Thank You so much for writing this. This comment on monogamy is the best one I've heard yet. I recently lost 3 friends all of whom I'd known for over 10 years all behind a man's self-esteem and it's ties to his sexuality. I'm still in great pain because of it.

The temporary fix of an orgasm, and boost of self-esteem caused 2 of the 3 to ignore the facts of bonds, safety, respect or friendship. When people don't care, harm is caused. I don't care if people don't want monogamy. If they don't, then that's fine, just don't make promises of fidelity to another.

Score: 2
LyndaW Married Blunt and Married23 years
Posted January 23, 2009

Woo Hoo! Awesome! And written by a man, mind bender!

As far as relationships becoming mundane. I am a firm believer in sitting down and communicating expectations, obligations, desires and fantasies. Make it a point for each of you, every so often, writing down a list of fantasies and dreams then exchange the list. Never laugh at the others wishes, or make them mundane or stupid. Use your imagination on how you can make it the most pleasurable experience for both of you. You might be surprised at your partners desires and how fun and exciting it can be. There is just too many possibilities of enjoyable sex to become mundane, not to say it doesn't happen, relate, communicate, don't wait for them to make the move or initiate. Don't assume....ever!

Relationships are not about you or them, but about 2 people the us, the we. If you don't have a minimum of 30 sexual positions in your common sex life, including mind blowing explosive sex without intercourse, then you need to add, explore, gain knowledge. If your mate is saying no more than yes then you are not doing something right. You can't go else where unless, as a couple, you are happy, fulfilled, complete. So again, monogamy is possible, with communication, exploration, education, and pleasure (not just sex) that's the key!

Just My 2cnts
Lynda W

Score: 1
Posted February 18, 2009

Lynda....Will you marry me?

Score: 0
Mango Married
Posted January 23, 2009

This is a co-dependent manifesto. If he thinks that you can find your true self through another person, he has another thing coming. You should never look for completion in another person. That is an unfair burden to your partner, it is co-dependent and doesn't account for the fact that we all fail, we all screw up. If you are looking for someone to complete you then you are never going to allow them to have down time and less than perfect moments.

We choose monogamy because of trust.

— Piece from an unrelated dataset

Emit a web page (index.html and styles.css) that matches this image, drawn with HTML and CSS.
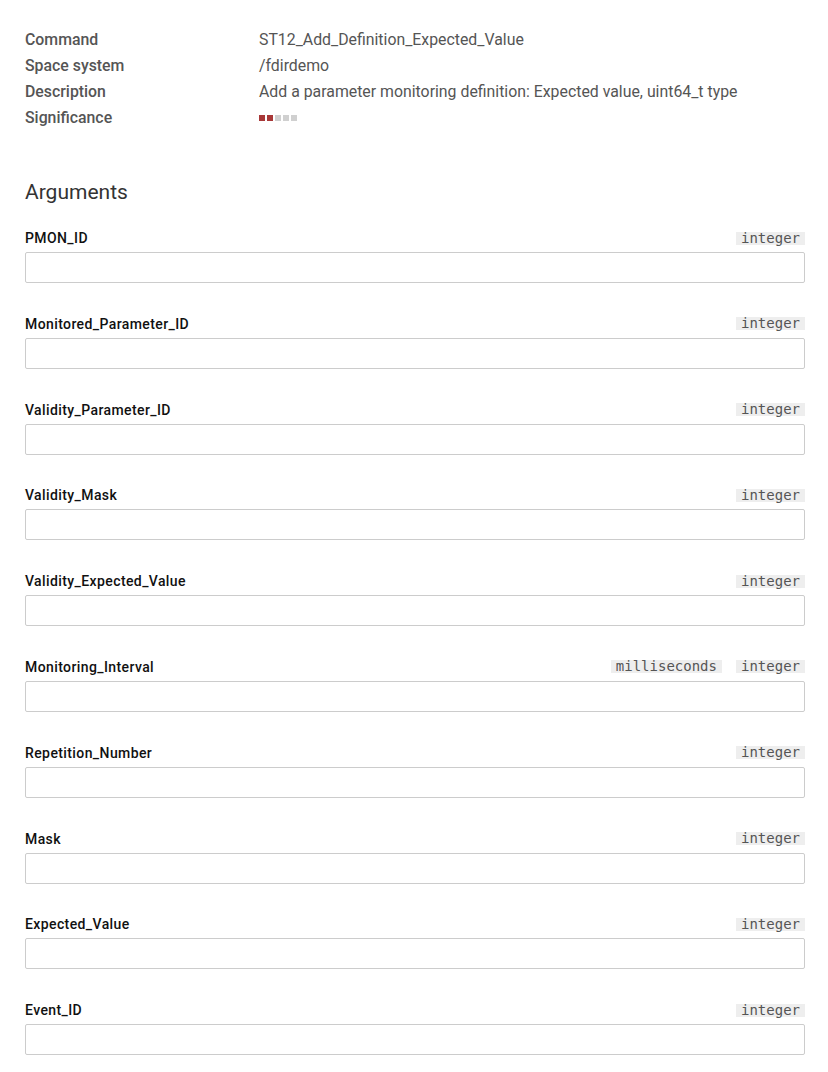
FILE: index.html
```html
<!DOCTYPE html>
<html>
<head>
<meta charset="utf-8">
<link rel="stylesheet" href="styles.css">
</head>
<body>
<div class="page">
  <dl class="info">
    <dt>Command</dt><dd>ST12_Add_Definition_Expected_Value</dd>
    <dt>Space system</dt><dd>/fdirdemo</dd>
    <dt>Description</dt><dd>Add a parameter monitoring definition: Expected value, uint64_t type</dd>
    <dt>Significance</dt>
    <dd><span class="sig"><i class="on"></i><i class="on"></i><i></i><i></i><i></i></span></dd>
  </dl>

  <h2 class="heading">Arguments</h2>

  <div class="args">
    <div class="arg">
      <div class="arg-head"><span class="arg-name">PMON_ID</span><span class="badges"><span class="badge">integer</span></span></div>
      <input class="field" type="text">
    </div>
    <div class="arg">
      <div class="arg-head"><span class="arg-name">Monitored_Parameter_ID</span><span class="badges"><span class="badge">integer</span></span></div>
      <input class="field" type="text">
    </div>
    <div class="arg">
      <div class="arg-head"><span class="arg-name">Validity_Parameter_ID</span><span class="badges"><span class="badge">integer</span></span></div>
      <input class="field" type="text">
    </div>
    <div class="arg">
      <div class="arg-head"><span class="arg-name">Validity_Mask</span><span class="badges"><span class="badge">integer</span></span></div>
      <input class="field" type="text">
    </div>
    <div class="arg">
      <div class="arg-head"><span class="arg-name">Validity_Expected_Value</span><span class="badges"><span class="badge">integer</span></span></div>
      <input class="field" type="text">
    </div>
    <div class="arg">
      <div class="arg-head"><span class="arg-name">Monitoring_Interval</span><span class="badges"><span class="badge">milliseconds</span><span class="badge">integer</span></span></div>
      <input class="field" type="text">
    </div>
    <div class="arg">
      <div class="arg-head"><span class="arg-name">Repetition_Number</span><span class="badges"><span class="badge">integer</span></span></div>
      <input class="field" type="text">
    </div>
    <div class="arg">
      <div class="arg-head"><span class="arg-name">Mask</span><span class="badges"><span class="badge">integer</span></span></div>
      <input class="field" type="text">
    </div>
    <div class="arg">
      <div class="arg-head"><span class="arg-name">Expected_Value</span><span class="badges"><span class="badge">integer</span></span></div>
      <input class="field" type="text">
    </div>
    <div class="arg">
      <div class="arg-head"><span class="arg-name">Event_ID</span><span class="badges"><span class="badge">integer</span></span></div>
      <input class="field" type="text">
    </div>
  </div>
</div>
</body>
</html>
```

FILE: styles.css
```css
html, body {
  margin: 0;
  padding: 0;
  background: #fff;
}
body {
  font-family: Roboto, "Liberation Sans", sans-serif;
  color: #555;
}
.page {
  padding: 27px 23px 0 25px;
}
.info {
  display: grid;
  grid-template-columns: 234px 1fr;
  margin: 0;
  font-size: 15.85px;
  line-height: 26px;
}
.info dt {
  font-weight: 500;
  color: #555;
}
.info dd {
  margin: 0;
  color: #555;
}
.sig {
  display: inline-flex;
  gap: 2px;
  vertical-align: middle;
  position: relative;
  top: -1px;
}
.sig i {
  display: block;
  width: 6px;
  height: 6px;
  background: #d0d0d0;
}
.sig i.on {
  background: #a83838;
}
.heading {
  margin: 46px 0 0;
  font-size: 21px;
  font-weight: 400;
  line-height: 30px;
  color: #333;
}
.args {
  margin-top: 23px;
}
.arg {
  margin-bottom: 32.8px;
}
.arg-head {
  display: flex;
  justify-content: space-between;
  align-items: center;
  height: 16px;
  margin-bottom: 6px;
}
.arg-name {
  font-size: 14px;
  font-weight: 500;
  letter-spacing: 0.4px;
  color: #111;
  line-height: 16px;
}
.badges {
  display: flex;
  gap: 14px;
}
.badge {
  display: inline-block;
  font-family: "DejaVu Sans Mono", monospace;
  font-size: 14px;
  line-height: 13px;
  padding: 0 5px;
  background: #eee;
  color: #555;
}
.field {
  display: block;
  box-sizing: border-box;
  width: 100%;
  height: 31px;
  margin: 0;
  border: 1px solid #ccc;
  border-radius: 2px;
  background: #fff;
  padding: 0 8px;
  font-family: Roboto, sans-serif;
  font-size: 14px;
  outline: none;
}
```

Because trust is the number one most important thing in our relationship, because I could not do this day in and day out, be the mother of his children and his wife and work, if I didn't know I could trust him completely with the most intimate part of me.

Score: 1
Posted February 18, 2009

i have to disagree mango, i think what the writer is pointing to is the self reflection of the bigger picture that relationships bring out of the individual...it points to being human and having normal attractions to other people, but making sense of the urge, controlling the urge, and remembering why you took the commitment in the first place...its that huge sacrifice that your partner may never know about that is root of the trust your talking about...no one is perfect, and we are all always learning and coming accross obstacles. we become better when our life partner is the motivating factor to choices bigger than ourselves.. we trust that our partners can overcome these obstacles on their own, or that they will have the gull to say something before acting. no offense, but often its the people who have a rigid 'all or nothing' blind faith relationship that they wake up 10 years later and wow, "i can't believe you've been having an affair"...no one is 'complete' when they marry at 20...30....or even 40...In every relationship we find a part of ourselves, so to think we are pre-programmed robots 'ready' or 'not' is absurd..unless your perfect:D

Score: 0
Posted February 18, 2009

He's cheating on you.

Score: 0
Lyz Married Community Manager
Posted January 23, 2009

I don't think people who are for open relationships are for cheating.